Things I learned from Me Talk Pretty One Day, by David Sedaris.
Sometimes life is just dumb
Sometimes your sister will jokingly refer to you as a rapist in front of a subway car full of people you will be forced to travel with for the next fifteen minutes with, alone. Either that or the heiress you work for will try and make you catch a pigeon because she’s convinced it’s the missing parrot she saw posters up about earlier. There’s a reward for the missing parrot. Living in New York isn’t cheap, after all.
Other people’s parents are weird
Lou Sedaris ate his hat one time. Not figuratively. He actually did it.
Amy Sedaris is doing life better than you
When she was a kid she prank called her father, pretending to be a friend of her mother’s (her impressions were already on point) and came onto him. Her father didn’t go for the affair (luckily) but did start setting the unsuspecting woman up with many men in years to come. Amy never told him the truth.
She also wore a fat suit home one time, just to freak her father – who has always been obsessed to the pointing of insulting about the physical appearance of his daughters – out. Another time she had her face made up to look battered and bruised for a photo shoot and kept the look on all day.
She’s doing her own thing.
At least there are some embarrassing things you did not do
David went through a pretty intense performance art stage.

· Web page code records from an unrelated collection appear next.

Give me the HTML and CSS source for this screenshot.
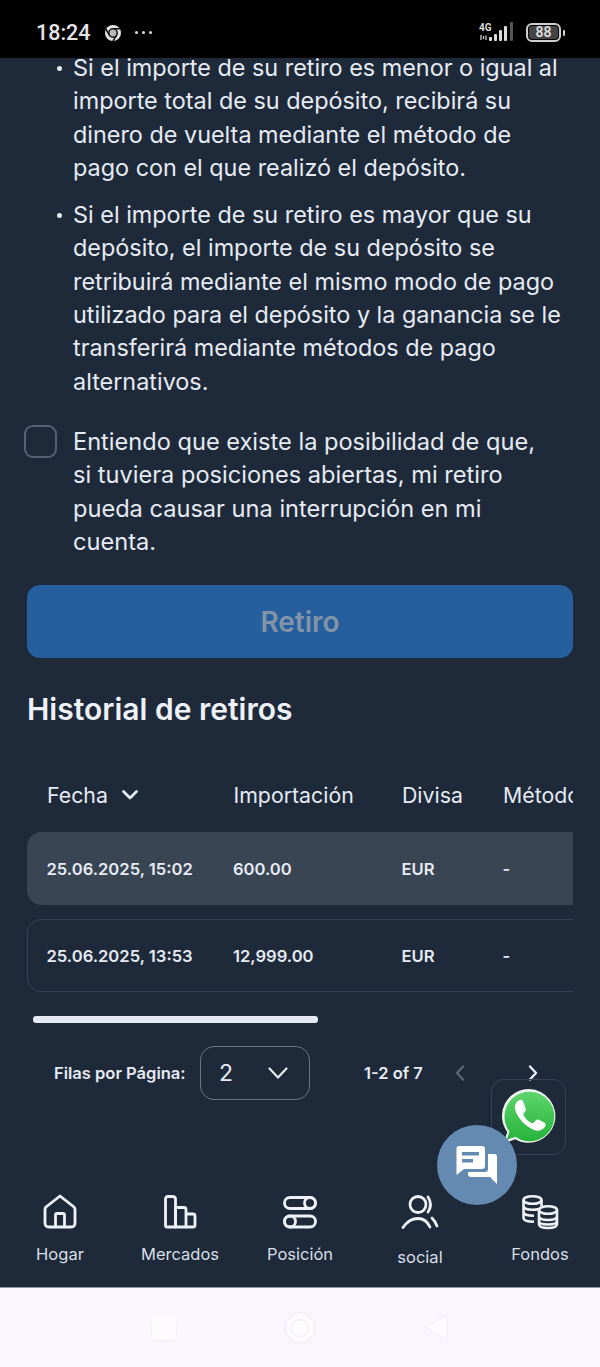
FILE: index.html
```html
<!doctype html>
<html lang="es">
  <head>
    <meta charset="UTF-8" />
    <meta name="viewport" content="width=device-width, initial-scale=1.0" />
    <title>Retiro</title>
    <link rel="stylesheet" href="styles.css">
  </head>
  <body>
    <div class="screen">
      <div class="status-bar">
        <div class="status-left">
          <span class="clock">18:24</span>
          <svg class="chrome-icon" width="18" height="18" viewBox="0 0 18 18">
            <circle cx="9" cy="9" r="8" fill="#e2e2e2" />
            <path d="M9 4.800 H16.400 M5.400 11.100 L1.700 4.800 M12.600 11.100 L8.900 17.400" stroke="#111" stroke-width="1.500" />
            <circle cx="9" cy="9" r="4.200" fill="#b8b8b8" stroke="#111" stroke-width="1.500" />
          </svg>
          <span class="dots"><i></i><i></i><i></i></span>
        </div>
        <div class="status-right">
          <svg width="38" height="22" viewBox="0 0 38 22">
            <text x="0" y="8.500" class="net-label">4G</text>
            <path d="M2 13 v5 M4.500 14 v3 M7 13.500 v4.500" stroke="#ccc" stroke-width="1.300" />
            <rect x="10" y="15" width="3" height="4" rx="1" fill="#ddd" />
            <rect x="15" y="12" width="3" height="7" rx="1" fill="#ddd" />
            <rect x="20" y="8" width="3" height="11" rx="1" fill="#ddd" />
            <rect x="25" y="4" width="3" height="15" rx="1" fill="#ddd" />
            <rect x="31" y="0" width="3" height="19" rx="1" fill="#555" />
          </svg>
          <div class="battery"><span class="battery-level">88</span></div>
          <i class="battery-tip"></i>
        </div>
      </div>

      <main class="content">
        <ul class="notes">
          <li>Si el importe de su retiro es menor o igual al importe total de su depósito, recibirá su dinero de vuelta mediante el método de pago con el que realizó el depósito.</li>
          <li>Si el importe de su retiro es mayor que su depósito, el importe de su depósito se retribuirá mediante el mismo modo de pago utilizado para el depósito y la ganancia se le transferirá mediante métodos de pago alternativos.</li>
        </ul>

        <label class="confirm">
          <span class="checkbox"></span>
          <span class="confirm-text">Entiendo que existe la posibilidad de que, si tuviera posiciones abiertas, mi retiro pueda causar una interrupción en mi cuenta.</span>
        </label>

        <button class="submit">Retiro</button>

        <h2 class="history-title">Historial de retiros</h2>

        <div class="table-wrap">
          <div class="table-head table-grid">
            <div class="sort-cell">
              Fecha
              <svg width="18" height="12" viewBox="0 0 18 12" fill="none" stroke="#e6eaf2" stroke-width="2.800" stroke-linecap="round" stroke-linejoin="round"><path d="M2.500 2.500 L9 9 L15.500 2.500" /></svg>
            </div>
            <div>Importación</div>
            <div>Divisa</div>
            <div>Método</div>
          </div>
          <div class="table-row table-grid active">
            <div>25.06.2025, 15:02</div>
            <div>600.00</div>
            <div>EUR</div>
            <div>-</div>
          </div>
          <div class="table-row table-grid">
            <div>25.06.2025, 13:53</div>
            <div>12,999.00</div>
            <div>EUR</div>
            <div>-</div>
          </div>
        </div>

        <div class="scroll-track"><div class="scroll-thumb"></div></div>

        <div class="pagination">
          <span class="rows-label">Filas por Página:</span>
          <div class="rows-select">
            <span>2</span>
            <svg width="22" height="14" viewBox="0 0 22 14" fill="none" stroke="#e6eaf2" stroke-width="2.200" stroke-linecap="round" stroke-linejoin="round"><path d="M2.500 2.500 L11 11.500 L19.500 2.500" /></svg>
          </div>
          <span class="page-range">1-2 of 7</span>
          <svg class="page-prev" width="12" height="18" viewBox="0 0 12 18" fill="none" stroke="#5b6675" stroke-width="2.400" stroke-linecap="round" stroke-linejoin="round"><path d="M9 2.500 L3 9 L9 15.500" /></svg>
          <svg class="page-next" width="12" height="18" viewBox="0 0 12 18" fill="none" stroke="#e6eaf2" stroke-width="2.400" stroke-linecap="round" stroke-linejoin="round"><path d="M3 2.500 L9 9 L3 15.500" /></svg>
        </div>
      </main>

      <nav class="tabbar">
        <div class="tab">
          <svg width="36" height="36" viewBox="0 0 36 36" fill="none" stroke="#eef1f6" stroke-width="2.800" stroke-linejoin="round">
            <path d="M3 15.500 Q3 14 4 13 L18 2 L32 13 Q33 14 33 15.500 V29 Q33 33 29 33 H7 Q3 33 3 29 Z" />
            <path d="M13.500 33 V21 Q13.500 19.500 15 19.500 H21 Q22.500 19.500 22.500 21 V33" />
          </svg>
          <span>Hogar</span>
        </div>
        <div class="tab">
          <svg width="36" height="36" viewBox="0 0 36 36" fill="none" stroke="#eef1f6" stroke-width="2.800" stroke-linejoin="round">
            <path d="M3.500 5 Q3.500 2.500 6 2.500 H10 Q13.500 2.500 13.500 5 V33 H5 Q3.500 33 3.500 31.500 Z" />
            <path d="M13.500 33 V13.500 H22 Q24 13.500 24 15.500 V33 Z" />
            <path d="M24 20 H31 Q33 20 33 22 V31 Q33 33 31 33 H24" />
          </svg>
          <span>Mercados</span>
        </div>
        <div class="tab">
          <svg width="36" height="36" viewBox="0 0 36 36" fill="none" stroke="#eef1f6" stroke-width="2.800">
            <rect x="2.500" y="3.500" width="31" height="11" rx="5.500" />
            <circle cx="28" cy="9" r="5.500" />
            <rect x="2.500" y="22" width="31" height="11" rx="5.500" />
            <circle cx="8" cy="27.500" r="5.500" />
          </svg>
          <span>Posición</span>
        </div>
        <div class="tab tab-social">
          <svg width="38" height="36" viewBox="0 0 38 36" fill="none" stroke="#eef1f6" stroke-width="2.800" stroke-linecap="round">
            <circle cx="17" cy="10.500" r="8" />
            <path d="M27 3 Q32 10.500 27 18" />
            <path d="M2 33.500 Q8 24.500 17 24.500 Q25 24.500 29 33" />
            <path d="M31 24 Q34 27 36 32" />
          </svg>
          <span>social</span>
        </div>
        <div class="tab">
          <svg width="38" height="36" viewBox="0 0 38 36" fill="none" stroke="#eef1f6" stroke-width="2.600">
            <ellipse cx="11.500" cy="6" rx="9" ry="3.800" />
            <path d="M2.500 6 V24 Q2.500 27.500 13 27.800 M20.500 6 V12 M2.500 12 Q3 15.800 11.500 15.800 Q15 15.800 17.500 15 M2.500 18 Q3 21.800 13 21.800" />
            <ellipse cx="27" cy="16" rx="9" ry="3.800" />
            <path d="M18 16 V30 Q18 34 27 34 Q36 34 36 30 V16 M18 22 Q18 26 27 26 Q36 26 36 22 M18 27 Q18 30.500 27 30.500 Q36 30.500 36 27" />
          </svg>
          <span>Fondos</span>
        </div>
      </nav>

      <div class="system-nav">
        <i class="sys-square"></i>
        <svg width="34" height="34" viewBox="0 0 34 34" fill="none">
          <circle cx="17" cy="17" r="15" fill="#fdfafe" stroke="#f5eff6" stroke-width="2" />
          <circle cx="17" cy="17" r="8.500" fill="#fefdfe" stroke="#f5eff6" stroke-width="1.500" />
        </svg>
        <svg width="26" height="30" viewBox="0 0 26 30"><path d="M24 2 V28 L2 14 Z" fill="#fefbff" stroke="#f6f0f7" stroke-width="1.500" stroke-linejoin="round" /></svg>
      </div>

      <a class="whatsapp">
        <svg width="60" height="60" viewBox="0 0 58 58">
          <defs>
            <linearGradient id="wa-bg" x1="0" y1="0" x2="0" y2="1">
              <stop offset="0" stop-color="#5fd56d" />
              <stop offset="1" stop-color="#26b33a" />
            </linearGradient>
          </defs>
          <path d="M29 2 A26 26 0 1 1 15.500 50.500 L4 55 L8 43.500 A26 26 0 0 1 29 2 Z" fill="#eef5ee" />
          <path d="M29 4.500 A24 24 0 1 1 15.800 48.200 L7.500 51 L10.200 43 A24 24 0 0 1 29 4.500 Z" fill="url(#wa-bg)" />
          <path d="M20 12.500 C17 13.500 15 17 15.500 21 C16.500 28 25.500 39 35.500 42 C39.500 43 43.500 41 45 37.500 C45.500 36 45 35 44 34.500 L38 31.500 C37 31 36 31.500 35.500 32.300 L33.500 34.500 C33 35 32 35 31 34.500 C27.500 32.800 25.500 30.500 23.800 27.300 C23.300 26.400 23.500 25.800 24 25.300 L25.500 23.300 C26 22.700 26.200 22 25.800 21 L23.300 14 C22.800 12.700 21.300 12.200 20 12.500 Z" fill="#fff" />
        </svg>
      </a>

      <a class="chat-fab">
        <svg width="44" height="40" viewBox="0 0 44 40" fill="#fff">
          <path d="M4 1 H27 Q30 1 30 4 V21 Q30 24 27 24 H9 L1.500 30 V4 Q1.500 1 4 1 Z" />
          <path d="M33 9 H39 Q42 9 42 12 V39 L35 32 H16 Q13 32 13 29 V27 H30 Q33 27 33 24 Z" />
          <rect x="7" y="7" width="17" height="3.500" fill="#648ab1" />
          <rect x="7" y="14" width="11" height="3.500" fill="#648ab1" />
        </svg>
      </a>
    </div>
  </body>
</html>
```

FILE: styles.css
```css
* {
  box-sizing: border-box;
}
body {
  margin: 0;
  background-color: #1e2a3a;
  font-family: Inter, "Noto Sans", sans-serif;
  color: #e6eaf2;
}
.screen {
  position: relative;
  width: 600px;
  height: 1367px;
  display: flex;
  flex-direction: column;
  overflow: hidden;
}

/* phone status bar */
.status-bar {
  height: 58px;
  flex-shrink: 0;
  background-color: #000;
  display: flex;
  justify-content: space-between;
  align-items: center;
  padding: 7px 35px 0 36px;
}
.status-left,
.status-right {
  display: flex;
  align-items: center;
}
.clock {
  font-family: Roboto, sans-serif;
  font-size: 21.500px;
  font-weight: 500;
  color: #e4e4e4;
}
.chrome-icon {
  margin-left: 13px;
}
.dots {
  display: flex;
  gap: 4px;
  margin-left: 13px;
}
.dots i {
  width: 3px;
  height: 3px;
  border-radius: 50%;
  background-color: #ddd;
}
.net-label {
  font-family: Roboto, sans-serif;
  font-size: 10px;
  font-weight: 700;
  fill: #ddd;
}
.battery {
  width: 35px;
  height: 19px;
  margin-left: 9px;
  border: 2px solid #cfcfcf;
  border-radius: 6px;
  padding: 1px;
  display: flex;
}
.battery-level {
  flex: 1;
  background-color: #444;
  border-radius: 3px;
  font-family: Roboto, sans-serif;
  font-size: 14px;
  font-weight: 500;
  line-height: 13px;
  text-align: center;
  color: #e4e4e4;
}
.battery-tip {
  width: 2px;
  height: 6px;
  margin-left: 2px;
  background-color: #cfcfcf;
  border-radius: 1px;
}

/* page content */
.content {
  flex: 1;
  min-height: 0;
  overflow: hidden;
  padding: 0 27px;
}
.notes {
  list-style: none;
  margin: -7px 0 0;
  padding: 0 8px 0 46px;
  font-size: 23.400px;
  line-height: 33.300px;
}
.notes li {
  position: relative;
  margin-bottom: 14px;
}
.notes li::before {
  content: "";
  position: absolute;
  left: -16px;
  top: 15px;
  width: 5px;
  height: 5px;
  border-radius: 50%;
  background-color: #e6eaf2;
}
.confirm {
  display: flex;
  gap: 16px;
  margin-top: 27px;
  font-size: 23.600px;
  line-height: 33.300px;
}
.confirm-text {
  padding-right: 26px;
}
.checkbox {
  flex-shrink: 0;
  width: 33px;
  height: 33px;
  margin-left: -3px;
  border: 2px solid #566273;
  border-radius: 9px;
}
.submit {
  display: block;
  width: 100%;
  height: 73px;
  margin-top: 27px;
  border: none;
  border-radius: 13px;
  background-color: #265f9e;
  color: #8194a8;
  font-family: inherit;
  font-size: 28px;
  font-weight: 600;
}
.history-title {
  margin: 32px 0 0;
  font-size: 30px;
  font-weight: 600;
  line-height: 38px;
  color: #eef1f6;
}

/* withdrawals table, cut off on the right */
.table-wrap {
  width: 546px;
  margin-top: 48px;
  overflow: hidden;
}
.table-grid {
  display: grid;
  grid-template-columns: 186.500px 168.500px 101px 200px;
  width: 700px;
  padding-left: 20px;
  align-items: center;
}
.table-head {
  height: 37px;
  font-size: 21.300px;
}
.sort-cell {
  display: flex;
  align-items: center;
  gap: 13px;
}
.table-row {
  height: 73px;
  margin-top: 14px;
  border: 1.500px solid #364354;
  border-radius: 14px;
  padding-left: 18.500px;
  font-size: 16.600px;
  font-weight: 600;
}
.table-head + .table-row {
  margin-top: 19px;
}
.table-row.active {
  background-color: #394553;
  border-color: #394553;
}
.scroll-track {
  margin: 24px 0 0 6px;
}
.scroll-thumb {
  width: 285px;
  height: 7px;
  border-radius: 3px;
  background-color: #e6eaf2;
}

/* pagination */
.pagination {
  display: flex;
  align-items: center;
  height: 54px;
  margin-top: 23px;
  padding-left: 27px;
}
.rows-label {
  width: 146px;
  font-size: 16.500px;
  font-weight: 600;
}
.rows-select {
  width: 110px;
  height: 54px;
  border: 1.500px solid #6a7584;
  border-radius: 14px;
  display: flex;
  justify-content: space-between;
  align-items: center;
  padding: 0 20px 0 18px;
  font-size: 23px;
}
.page-range {
  margin-left: 54px;
  font-size: 16.500px;
  font-weight: 600;
}
.page-prev {
  margin-left: 31px;
}
.page-next {
  margin-left: 61px;
}

/* bottom tabs */
.tabbar {
  height: 123px;
  flex-shrink: 0;
  display: grid;
  grid-template-columns: repeat(5, 120px);
  padding-top: 29px;
  border-bottom: 1px solid #8b95a5;
}
.tab {
  display: flex;
  flex-direction: column;
  align-items: center;
  gap: 14px;
  font-size: 16.500px;
  color: #d9dee6;
}
.tab-social span {
  margin-top: 3px;
}

/* android buttons */
.system-nav {
  height: 79px;
  flex-shrink: 0;
  background-color: #fbf6fd;
  display: grid;
  grid-template-columns: 136px 136px 136px;
  justify-content: center;
  justify-items: center;
  align-items: center;
}
.sys-square {
  width: 24px;
  height: 24px;
  border-radius: 4px;
  background-color: #fefbff;
  box-shadow: 0 1px 2px #f1e9f2;
}

/* floating buttons */
.whatsapp {
  position: absolute;
  left: 491px;
  top: 1079px;
  width: 75px;
  height: 76px;
  border: 1.500px solid #364354;
  border-radius: 13px;
  display: flex;
  align-items: center;
  justify-content: center;
}
.chat-fab {
  position: absolute;
  left: 437px;
  top: 1125px;
  width: 80px;
  height: 80px;
  border-radius: 50%;
  background-color: #648ab1;
  display: flex;
  align-items: center;
  justify-content: center;
}
```
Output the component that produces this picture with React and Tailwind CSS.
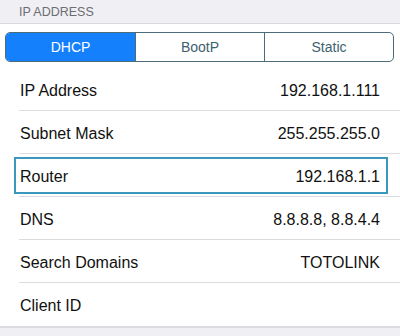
import React from 'react';

const rows = [
  { label: 'IP Address', value: '192.168.1.111' },
  { label: 'Subnet Mask', value: '255.255.255.0' },
  { label: 'Router', value: '192.168.1.1', highlight: true },
  { label: 'DNS', value: '8.8.8.8, 8.8.4.4' },
  { label: 'Search Domains', value: 'TOTOLINK' },
  { label: 'Client ID', value: '' },
];

const segments = ['DHCP', 'BootP', 'Static'];

const App = () => {
  return (
    <div
      className="w-[400px] h-[336px] bg-[#efeff4] overflow-hidden"
      style={{ fontFamily: '"Liberation Sans", Arial, sans-serif' }}
    >
      <div className="h-[23px] flex items-center pl-[19px] pt-px text-[12.5px] text-[#6d6d72]">
        IP ADDRESS
      </div>
      <div className="bg-white border-t border-[#d9d9de]">
        <div className="pt-[8px] pb-[6px] pl-[5px] pr-[6px]">
          <div className="grid grid-cols-3 h-[30px] rounded-[5px] border border-[#4d6c79] overflow-hidden text-[14px]">
            {segments.map((s, i) => (
              <div
                key={s}
                className={
                  i === 0
                    ? 'flex items-center justify-center pt-px bg-[#1580fb] text-white'
                    : 'flex items-center justify-center pt-px text-[#3d6170] border-l border-[#4d6c79]'
                }
              >
                {s}
              </div>
            ))}
          </div>
        </div>
        {rows.map((row, i) => (
          <div key={row.label} className="relative h-[43px] pl-[19px]">
            <div
              className={
                'h-full flex items-center justify-between pl-px pr-5 pt-[3px] text-[16px] text-[#111] ' +
                (i < rows.length - 1 ? 'border-b border-[#dcdce0]' : '')
              }
            >
              <span>{row.label}</span>
              <span>{row.value}</span>
            </div>
            {row.highlight && (
              <div className="absolute left-[14px] right-[12px] top-[3px] bottom-[3px] border-2 border-[#3a98bd]" />
            )}
          </div>
        ))}
        <div className="h-[2px] bg-[#dcdce0]" />
      </div>
    </div>
  );
};

export default App;
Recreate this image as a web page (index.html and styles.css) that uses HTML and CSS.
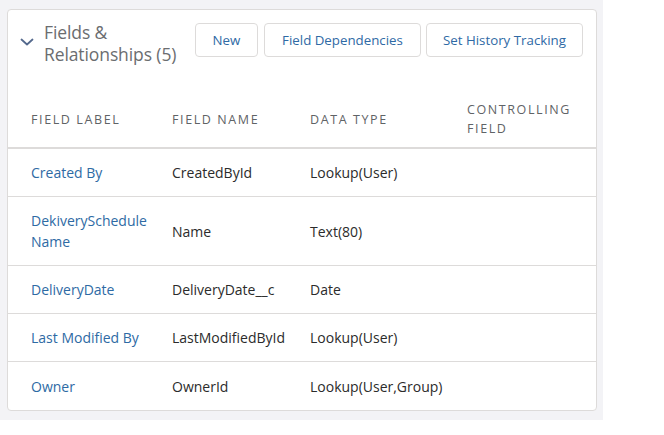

It happened concurrently with the perhaps more intense Amphetamines stage.
Everyone should move to a foreign country
The first time David went to France with his boyfriend, Hugh, it was purely for the shopping, Unfortunately, Hugh’s French holiday home was in the middle of nowhere in Normandy and did not yet have installed electricity or hot water. There were few shops and the only word David knew how to say in French was “bottleneck”.
When they moved a few years later it was to Paris. Paris was a lot better because of all the cinemas showing films in English. He likes it fine apart from the times he has to do things like explain to French people the picture of Jody Foster they’ve seen carrying along a bag of dog shit.
Everyone should move to a foreign country.